Martin, who signed a six-year, $84 million contract extension in 2018, is willing to help in the cause. 

Does this mean nothing ever comes of the interest in Thomas? No, it does not, but it is to say that’s not the financial bullseye as they look ahead to a 2021 season that could see the salary cap decrease by roughly $20 million due to potential revenue losses driven by the ongoing COVID-19 pandemic. With a cap floor already set at $175 million, it’s moving in the wrong direction for the first time in more than a decade, and at the wrong time for the Cowboys. Prescott, who is currently under a franchise tag that pays him $31.4 million in 2020, is set to earn $37.7 million under a second tag if he and the Cowboys whiff a third time on agreeing to a new deal.

The two sides made great progress in their second attempt this offseason and very nearly hammered out terms during a last-minute phone call on July 15 that simply didn’t beat the NFL’s buzzer, locking the two-time Pro Bowler into the tag for 2020.

With deals for Patrick Mahomes and Deshaun Watson having now landed, and with ones for Russell Wilson, Jared Goff, Carson Wentz having landed in 2019, the framework is basically set for Prescott — assuming the Cowboys ditch the five-year ask that derailed what would’ve been a fairly smooth negotiation this summer. Unlike the other QBs mentioned, Prescott’s rookie deal was allowed to expire without another in place and, as such, he stood firm on a traditional four-year ask to allow him to re-enter the market following renegotiated TV contracts and gambling revenues creating a spike in the salary cap.

Sources told CBS Sports in February talks were no longer mostly focused on money, but instead length of the deal, which proved accurate. The Cowboys initially went long and Prescott went short, but both very nearly met in the middle, if not for both having been so dug in when they got to they five- and four-year proposals, respectively. And with that, the Cowboys continue to affirm they’re “all in” on Prescott as he proclaims his belief he “will be a Cowboy for the rest of his career”

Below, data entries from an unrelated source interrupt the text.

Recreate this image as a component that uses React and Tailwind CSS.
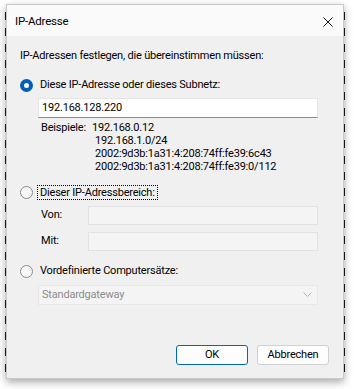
import React from "react"

const FONT = { fontFamily: 'Roboto, "Liberation Sans", Arial, sans-serif', letterSpacing: "-0.2px" }

// radio button, windows 11 style
function Radio({ checked }) {
  if (checked) {
    return (
      <span className="w-[13px] h-[13px] rounded-full bg-[#005fb8] flex items-center justify-center shrink-0">
        <span className="w-[5px] h-[5px] rounded-full bg-white" />
      </span>
    )
  }
  return <span className="w-[13px] h-[13px] rounded-full border border-[#8a8a8a] bg-[#f7f7f7] shrink-0" />
}

export default function App() {
  const beispiele = [
    "192.168.0.12",
    "192.168.1.0/24",
    "2002:9d3b:1a31:4:208:74ff:fe39:6c43",
    "2002:9d3b:1a31:4:208:74ff:fe39:0/112",
  ]

  return (
    <div className="w-[354px] h-[389px] pt-[4px] bg-white text-[11px] text-black" style={FONT}>
      {/* window behind: dashed edges */}
      <div className="ml-[5px] w-[340px] px-[1px] pb-[1px] bg-[repeating-linear-gradient(180deg,transparent_0px,transparent_8px,#1a1a1a_8px,#1a1a1a_16px)]">
        <div className="w-[338px] h-[375px] flex flex-col bg-[#f0f0f0] border border-[#c8c8c8] shadow-[0_3px_8px_rgba(0,0,0,0.35)]">
          {/* TITLE BAR */}
          <div className="h-[31px] bg-[#fafafa] flex items-center justify-between pl-[8px] pr-[10px] pt-[3px] shrink-0">
            <span className="text-[11.5px]">IP-Adresse</span>
            <svg width="10" height="10" viewBox="0 0 10 10">
              <path d="M0.5 0.5 L9.5 9.5 M9.5 0.5 L0.5 9.5" stroke="#111" strokeWidth="1" />
            </svg>
          </div>

          {/* BODY */}
          <div className="flex-1 flex flex-col px-[13px]">
            <div className="h-[14px] leading-[14px] mt-[13px]">
              IP-Adressen festlegen, die übereinstimmen müssen:
            </div>

            <div className="h-[16px] mt-[14px] flex items-center gap-[7px]">
              <Radio checked />
              <span>Diese IP-Adresse oder dieses Subnetz:</span>
            </div>

            <div className="ml-[18px] mt-[5px] w-[280px] h-[20px] bg-white border border-[#e5e5e5] border-b-[#8a8a8a] flex items-center pl-[3px]">
              192.168.128.220
            </div>

            <div className="ml-[21px] mt-[3px] flex leading-[13px]">
              <span className="w-[51px]">Beispiele:</span>
              <div className="flex flex-col">
                {beispiele.map((b, i) => (
                  <span key={i} className={i > 0 ? "pl-[3px]" : ""}>{b}</span>
                ))}
              </div>
            </div>

            <div className="h-[16px] mt-[11px] flex items-center gap-[4px]">
              <Radio />
              <span className="border border-dotted border-black px-[2px] leading-[13px]">Dieser IP-Adressbereich:</span>
            </div>

            <div className="mt-[6px] ml-[21px] flex items-center">
              <span className="w-[47px]">Von:</span>
              <div className="w-[230px] h-[19px] bg-[#f4f4f4] border border-[#e3e3e3]" />
            </div>
            <div className="mt-[7px] ml-[21px] flex items-center">
              <span className="w-[47px]">Mit:</span>
              <div className="w-[230px] h-[19px] bg-[#f4f4f4] border border-[#e3e3e3]" />
            </div>

            <div className="h-[16px] mt-[12px] flex items-center gap-[7px]">
              <Radio />
              <span>Vordefinierte Computersätze:</span>
            </div>

            <div className="ml-[18px] mt-[6px] w-[280px] h-[20px] bg-[#f4f4f4] border border-[#e8e8e8] flex items-center justify-between pl-[3px] pr-[5px] text-[#8c8c8c]">
              <span>Standardgateway</span>
              <svg width="9" height="6" viewBox="0 0 9 6">
                <path d="M0.5 0.5 L4.5 4.5 L8.5 0.5" fill="none" stroke="#b5b5b5" strokeWidth="1" />
              </svg>
            </div>

            <div className="mt-[40px] flex justify-end gap-[9px] pr-[1px]">
              <button className="w-[72px] h-[20px] bg-[#fdfdfd] border border-[#0067c0] rounded-[3px] flex items-center justify-center">
                OK
              </button>
              <button className="w-[72px] h-[20px] bg-[#fdfdfd] border border-[#d0d0d0] rounded-[3px] flex items-center justify-center">
                Abbrechen
              </button>
            </div>
          </div>
        </div>
      </div>
    </div>
  )
}
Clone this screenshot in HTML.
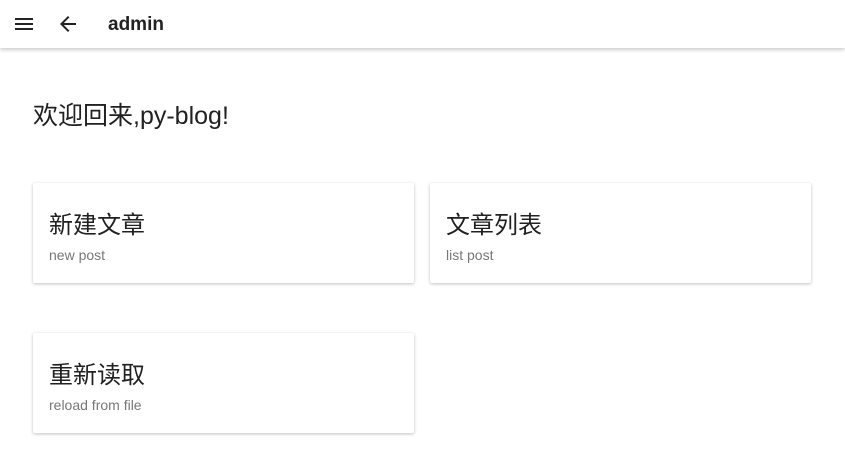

To make that happen, and especially after seeing the deal on Watson — arguably the final piece, unless the team also wants to contend with one falling out of the sky on league MVP Lamar Jackson — the current state of financial affairs is all about two things: keeping cash on hand for emergency in-season signing(s), and trying desperately to roll over as much money as possible to 2021 in the hopes of ending the Prescott contract saga. Team exec Stephen Jones couldn’t be more clear recently in the latter being his primary goal.

“We can ultimately get the deal done.”